Thursday. Another day of teacherly intensity. Arrival. I was out of sorts from the outset … out of sync … apprehensive. A disciplined emotional life is a huge boon in this job:
There are times in teaching when, as though, some third consciousness is present. (Perhaps, this is what’s known as inspiration.) On these occasions (which are not so rare as one might imagine), tutor and tutee may experience revelation, vision, and a joy in beholding what may yet come to pass. And, there are other times when teaching is like trying to pass electricity through a non-conductive material. Neither participant may be at fault. Paradoxically, some of these ‘dry times’ can prove to be, in the long-term, just as productive as those engagements that were singularly ‘blessed’.
Some principles and observations derived from today’s engagements and reflections:
- Never despise your failed works. They’ll teach you as much, if not more than, your successes.

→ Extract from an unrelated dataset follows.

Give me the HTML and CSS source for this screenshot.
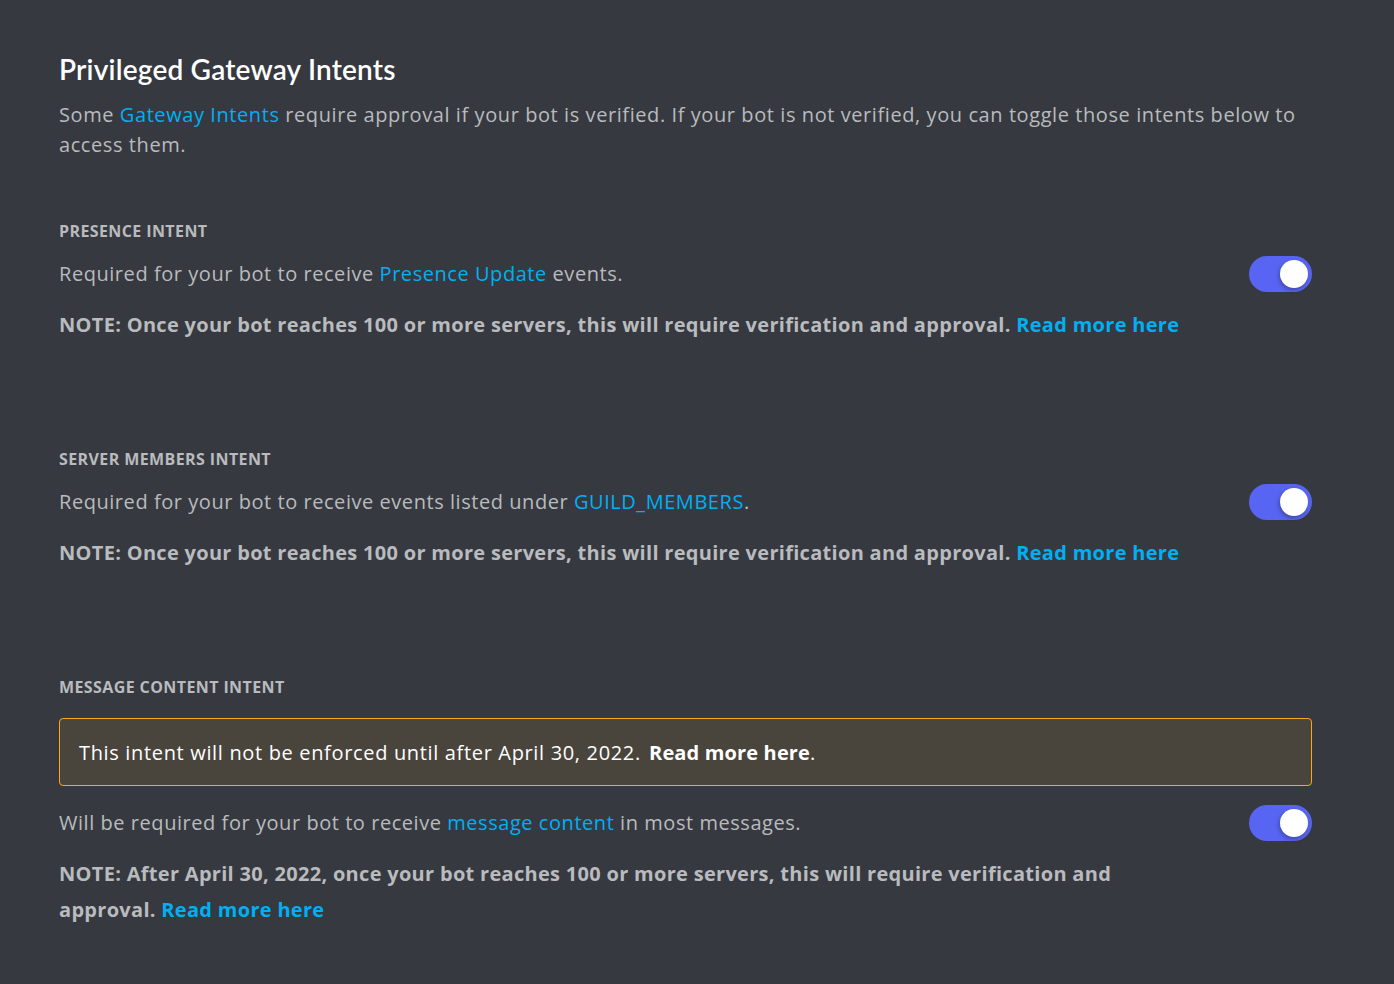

- Indiscipline, tardiness, laziness, irresolution, and immaturity, and not the absence of significant talent, are more often the cause of our undoing. While we’ve no say regarding the amount of native talent that’s been given to us, we can work on our other deficiencies.
- Don’t resent chastisement. It’s given to reform, rather than to punish, you.
- In the artwork, seek to visualise not the subject of your interest but that which lies behind the subject — its ‘soul’.
- Art is not so important. The older you get, the more you come to realise this. Friends, family, health of body and mind, and a happy longevity rank above it.
Julian Ruddock (alumnus, PhD Fine Art student, artist, and foundation studies course director at Coleg Ceredigion) was the guest lecturer on the British Landscape module:
It was good to have him close the module, and several of his own students among us too. He would have been among the first students to take this module, if my memory serves me right.
An afternoon of Art in Wales and the remaining second year painting tutorials. My new toy arrived: ‘EeRrRrRrRrRrRrRrRrR!!’ So begins my address to the ‘vision‘:
The afternoon closed with a mixture of module admin and an MA Fine Art tutorial with other than one of my regular tutees. Confronting new work and having a new conversation with someone else is refreshing … for both participants.
Evening. The final British Landscape essays needed to be marked (with three days to spare before the deadline), and a response to the Tell Us Now module survey, dispatched. Not that any action can be taken in response to comments. This is the last time that the module will run. It’ll be scuttled after the exam.
This was a tough Thursday. Two successive days of end-to-end tutorials and lectures have proved a drain on my resources. (I’m not as young as I was, but I work harder and longer now than when I began teaching.)